I have been working on an article for Independence Day for a while now. I was reading about Thomas Jefferson’s life and reminding myself of his personal losses in the months preceding the writing of the Declaration of Independence. I read about the Greek word related to happiness and the undercurrent of virtue it implied. I’m still amazed by Thomas Jefferson. He was clearly a flawed and heartbroken man. Freedom isn’t preserved by perfect people; it’s normal people in sometimes horrible circumstances, choosing virtue.
Today I sat down today and visited with an amazing woman whom I will refer to as C. She was born in Germany in 1936. She was raised in a small town in the Bavarian Alps. They were far enough away from Munich (about 60 miles) that they hadn’t been affected by Hitler’s persuasive speeches. As a whole, the village wasn’t socialist. That was her feeling of the situation. They didn’t talk about it. The fear of a possible spy in their midst was strong. The village was close to an air base so there was a military presence in the town. No one said a word.
We complain about a lack of freedom of speech on Facebook! They were afraid to whisper in their homes, in a small town up in the mountains.
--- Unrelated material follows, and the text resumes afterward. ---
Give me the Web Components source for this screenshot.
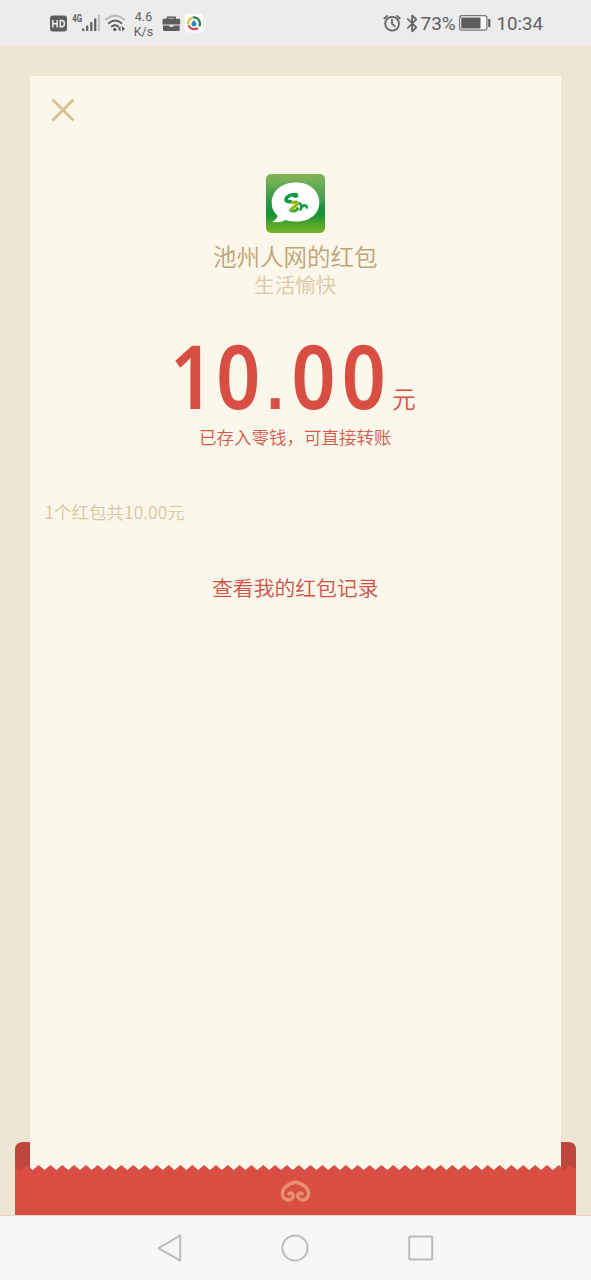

C was 9 when the war ended and had her high school education in post-war Germany. The war was simply not covered. She learned about the Holocaust in 1955 when she visited a concentration camp. Before then there had been a few hints and she once saw pictures at a fair. The entire first generation after the war was taught very little, if at all, about the Holocaust or anything negative about Hitler. Education in Germany started to change in the 1970s. In 1991 the federal government urged an “intensive and thorough treatment” of World War 2. Before 1991 East Germans were taught that the entire Nazi era belonged only to West Germany. Education has substantially changed. Germans are now given a thorough education of World War 2 and how a people could chose to follow a Hitler. They are taught how it might not require a nation of evil so much as a nation willing to do whatever they are told. Perhaps it was fear. Perhaps it was duty. Perhaps it was a desire to see their country great again and they didn’t question the means.
Her stories were amazing and varied. She talked about what she and her friends did for fun: they took a record player up to a cabin in the forest to sing and dance. She talked about scrounging for food-picking up kernels of corn to grind for flour. She talked about singing her favorite folk songs and her sister doing her hair. She talked about watching two planes collide mid-air with one of the pilots ejecting and parachuting down. He didn’t live. The children got his parachute and her sister made a wedding dress out of the parachute.
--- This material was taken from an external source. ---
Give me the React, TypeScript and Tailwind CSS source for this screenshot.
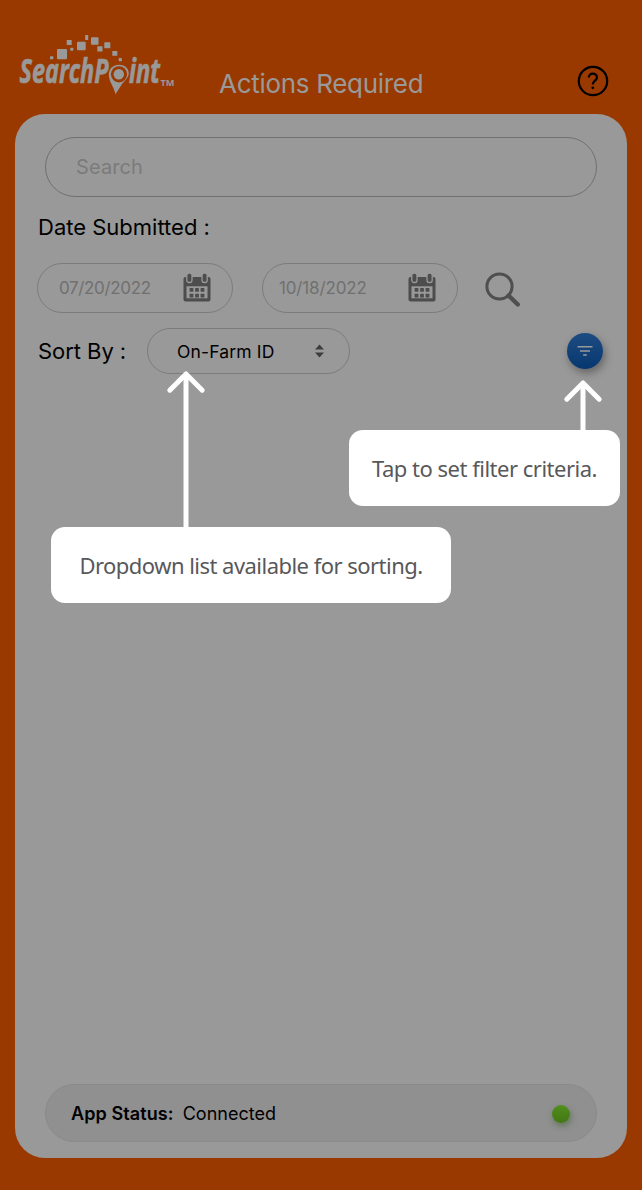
import React from "react";

function Logo() {
  return (
    <svg width="165" height="70" viewBox="15 30 165 70" className="block shrink-0" fill="#999999">
      <rect x="50" y="56.3" width="3.3" height="3" rx=".5" />
      <rect x="57" y="49" width="10" height="10.3" rx="1" />
      <rect x="66.7" y="40" width="5" height="5" rx=".5" />
      <rect x="70.3" y="47.7" width="3" height="3" rx=".5" />
      <rect x="77" y="41.7" width="8.7" height="8.5" rx="1" />
      <rect x="85.2" y="35" width="3" height="5" rx=".5" />
      <rect x="91" y="37.3" width="7.5" height="7.5" rx="1" />
      <rect x="97.3" y="46.3" width="5.2" height="5.2" rx=".5" />
      <rect x="104.3" y="42.3" width="6" height="6" rx=".5" />
      <rect x="112.3" y="51" width="5" height="4.8" rx=".5" />
      <rect x="118.7" y="58" width="3.2" height="3.2" rx=".5" />
      <g fontFamily="'Open Sans', sans-serif" fontWeight="700" fontStyle="italic" fontSize="34" stroke="#999999" strokeWidth=".7">
        <text x="19.5" y="83.3" textLength="89" lengthAdjust="spacingAndGlyphs">SearchP</text>
        <text x="129" y="83.3" textLength="31" lengthAdjust="spacingAndGlyphs">int</text>
      </g>
      <path d="M108.800 75C108.800 69 113 64.800 119 64.800s10.200 4.200 9.700 9.200c-.5 4-4 6.500-7 10.500l-6.200 9.700c-1-6-6.700-13.200-6.700-19.200z" />
      <circle cx="119" cy="74.300" r="8.100" fill="#993900" />
      <circle cx="118.800" cy="74.300" r="5.200" />
      <text x="160.500" y="86" fontFamily="'Open Sans', sans-serif" fontWeight="700" fontSize="9" textLength="14" lengthAdjust="spacingAndGlyphs">TM</text>
    </svg>
  );
}

function CalendarIcon() {
  return (
    <svg width="28" height="29" viewBox="0 0 28 29" className="mb-[2px] block shrink-0">
      <rect x=".5" y="4" width="27" height="24.500" rx="2" fill="#4d4d4d" />
      <rect x="3.500" y="13.300" width="21" height="12" fill="#999999" />
      <g fill="#4d4d4d" stroke="#999999" strokeWidth="1.300">
        <rect x="3.800" y="0" width="5.200" height="9.500" rx="2.200" />
        <rect x="19" y="0" width="5.200" height="9.500" rx="2.200" />
      </g>
      <g fill="#4d4d4d">
        <rect x="6.600" y="15" width="3.800" height="3.800" rx=".6" />
        <rect x="12.100" y="15" width="3.800" height="3.800" rx=".6" />
        <rect x="17.600" y="15" width="3.800" height="3.800" rx=".6" />
        <rect x="6.600" y="20.700" width="3.800" height="3.800" rx=".6" />
        <rect x="12.100" y="20.700" width="3.800" height="3.800" rx=".6" />
        <rect x="17.600" y="20.700" width="3.800" height="3.800" rx=".6" />
      </g>
    </svg>
  );
}

function DateField({ value, className }: { value: string; className: string }) {
  return (
    <div className={`flex h-[50px] w-[196px] items-center justify-between rounded-full border border-[#7c7c7c] pr-[21px] ${className}`}>
      <span className="mt-[2px] whitespace-nowrap text-[17px] text-[#707070]">{value}</span>
      <CalendarIcon />
    </div>
  );
}

function Arrow({ height, className }: { height: number; className: string }) {
  return (
    <svg width="40" height={height} className={className} fill="none" stroke="#fff" strokeLinecap="round">
      <path d={`M20 4V${height}`} strokeWidth="5" strokeLinecap="butt" />
      <path d="M3.800 20.200L20 4L36.200 20.200" strokeWidth="5" strokeLinejoin="round" />
    </svg>
  );
}

export default function App() {
  return (
    <div className="relative flex h-[1190px] w-[642px] flex-col overflow-hidden bg-[#993900] font-['Inter',sans-serif] text-black">
      <header className="flex h-[114px] items-start pl-[15px] pr-[33px] pt-[30px]">
        <Logo />
        <h1 className="ml-[39px] mt-[38px] whitespace-nowrap text-[26px] leading-[32px] tracking-[-0.3px] text-[#999999]">Actions Required</h1>
        <svg width="32" height="32" viewBox="0 0 32 32" className="ml-auto mt-[35px] block" fill="none" stroke="#000">
          <circle cx="16" cy="16" r="14.200" strokeWidth="2.200" />
          <path d="M11.800 12.600c0-2.300 1.700-4 4-4s4.100 1.600 4.100 3.800c0 3.200-4.100 3.400-4.100 7.200" strokeWidth="2.200" />
          <circle cx="15.800" cy="22.800" r="1.400" fill="#000" stroke="none" />
        </svg>
      </header>

      <main className="mx-[15px] flex h-[1044px] flex-col rounded-[30px] bg-[#999999] pt-[23px]">
        <div className="mx-[30px] flex h-[60px] items-center rounded-full border border-[#707070] pl-[30px] text-[20px] tracking-[0.1px] text-[#7b7b7b]">Search</div>
        <div className="ml-[23px] mt-[14px] text-[22px] leading-[32px]">Date Submitted :</div>
        <div className="ml-[22px] mt-[20px] flex items-center">
          <DateField value="07/20/2022" className="pl-[21px] tracking-[-0.35px]" />
          <div className="w-[29px]" />
          <DateField value="10/18/2022" className="pl-[16px] tracking-[-0.15px]" />
          <svg width="38" height="38" viewBox="0 0 38 38" className="ml-[26px] mt-[3px] block" fill="none" stroke="#4f4f4f">
            <circle cx="15.500" cy="15.500" r="12.600" strokeWidth="3" />
            <path d="M24.500 24.500L33.800 33.500" strokeWidth="4.400" strokeLinecap="round" />
          </svg>
        </div>
        <div className="ml-[23px] mr-[24px] mt-[15px] flex h-[46px] items-center">
          <span className="w-[109px] whitespace-nowrap text-[22px] tracking-[-0.05px]">Sort By :</span>
          <div className="flex h-[46px] w-[203px] items-center justify-between rounded-full border border-[#7c7c7c] pl-[29px] pr-[24px]">
            <span className="mt-[2px] whitespace-nowrap text-[17.5px] tracking-[0.15px]">On-Farm ID</span>
            <svg width="11" height="14" viewBox="0 0 11 14" fill="#3d3d3d">
              <path d="M1 5.500L5.500 .5L10 5.500zM1 8.500L5.500 13.500L10 8.500z" />
            </svg>
          </div>
          <div className="ml-auto flex size-[36px] items-center justify-center rounded-full bg-linear-to-b from-[#1c4c82] to-[#06376f] shadow-[2px_4px_8px_rgba(0,0,0,0.35)]">
            <svg width="16" height="12" viewBox="0 0 16 12" stroke="#999" strokeWidth="1.500">
              <path d="M.5 1.800h15M3 6h10M6.200 10.100h3.600" />
            </svg>
          </div>
        </div>

        <footer className="mx-[30px] mb-[16px] mt-auto flex h-[58px] items-center rounded-full border border-[#8a8a8a] bg-[#909090] pl-[25px] pr-[26px] text-[18px]">
          <span className="whitespace-nowrap font-semibold tracking-[0.1px]">App Status:</span>
          <span className="ml-[9px] whitespace-nowrap">Connected</span>
          <span className="ml-auto mt-[2px] size-[18px] rounded-full bg-linear-to-b from-[#508f1c] to-[#437614] shadow-[1px_3px_6px_rgba(50,90,30,0.5)]" />
        </footer>
      </main>

      <Arrow height={160} className="absolute left-[166px] top-[370px]" />
      <Arrow height={54} className="absolute left-[563px] top-[379px]" />
      <div className="absolute left-[349px] top-[430px] flex h-[76px] w-[271px] items-center justify-center rounded-[14px] bg-white font-['Noto_Sans',sans-serif] text-[22px] tracking-[-0.5px] text-[#58585a]">
        <span className="whitespace-nowrap">Tap to set filter criteria.</span>
      </div>
      <div className="absolute left-[51px] top-[527px] flex h-[76px] w-[400px] items-center justify-center rounded-[14px] bg-white font-['Noto_Sans',sans-serif] text-[22px] tracking-[-0.53px] text-[#58585a]">
        <span className="whitespace-nowrap">Dropdown list available for sorting.</span>
      </div>
    </div>
  );
}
I couldn’t help but think of my husband’s uncle who flew on missions to Munich and was shot down. Did she see his plane?
She talked about a nun who stood out in the night during an air raid, raised her hands and told the planes to go away and everyone in the town believes they were not bombed because of this nun. The airbase close to the town was bombed. There was an ammunitions store on the edge of town that would have leveled the town had it been hit, but it was never touched.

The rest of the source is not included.